5. Climate Change Modeling and Analysis

Climate change is one of the most pressing global environmental issues. GIS plays a vital role in understanding the impacts of climate change by enabling the analysis of temperature, precipitation patterns, sea-level rise, and other climate variables. GIS helps scientists and policymakers visualize climate change scenarios and predict how these changes will affect ecosystems, agriculture, and human populations.

For instance, GIS can be used to model the potential impacts of rising sea levels on coastal areas, helping to develop adaptation strategies for vulnerable communities. It can also be used to analyze changes in precipitation patterns and their effect on water availability and agricultural productivity.

Tools and Data Sources for Environmental GIS

1. GIS Software

There are various GIS software options available for environmental mapping and analysis, each offering different features and capabilities. Some of the most widely used GIS software include:

• ArcGIS: ArcGIS is one of the most powerful and popular GIS platforms, offering a suite of tools for spatial analysis, mapping, and data management. It is widely used in environmental science and provides tools for raster and vector analysis, 3D modeling, and remote sensing analysis.
• QGIS: QGIS is an open-source GIS software that provides a wide range of tools for mapping and spatial analysis. It is free to use and has a strong community of users and developers. QGIS is a popular choice for environmental mapping and research due to its flexibility and low cost.
• GRASS GIS: GRASS GIS is another open-source GIS platform that specializes in geospatial modeling, hydrological analysis, and raster analysis. It is well-suited for environmental modeling and research.
• Google Earth Engine: Google Earth Engine is a cloud-based platform for environmental monitoring and analysis. It provides access to a large repository of satellite imagery and geospatial data, making it an excellent tool for large-scale environmental analysis.

2. Satellite Imagery and Remote Sensing Data

Satellite imagery is one of the most important data sources for environmental mapping. Remote sensing allows for the collection of data about the Earth's surface from space, providing high-resolution images of land cover, vegetation, water bodies, and urban areas.

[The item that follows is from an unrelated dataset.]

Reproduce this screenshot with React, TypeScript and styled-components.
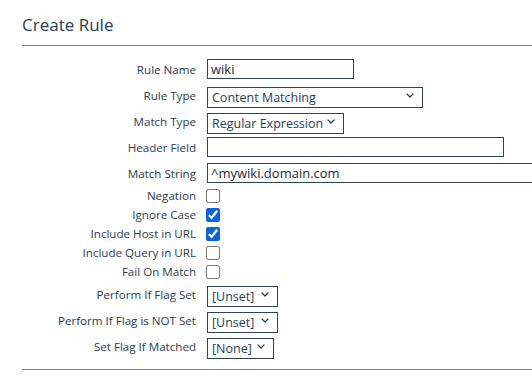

Satellite data is particularly valuable for monitoring large, remote, or inaccessible areas, making it a key resource for environmental researchers.

Some of the most commonly used satellites for environmental analysis include:

• Landsat: Landsat satellites provide high-resolution images of the Earth's surface, which can be used for land-use mapping, vegetation monitoring, and environmental change analysis.
• Sentinel: Sentinel satellites are part of the European Space Agency's Copernicus program and provide a wide range of environmental data, including information on land cover, water quality, and air pollution.
• MODIS: The MODIS (Moderate Resolution Imaging Spectroradiometer) satellites are used to monitor vegetation health, deforestation, and wildfire activity, among other environmental phenomena.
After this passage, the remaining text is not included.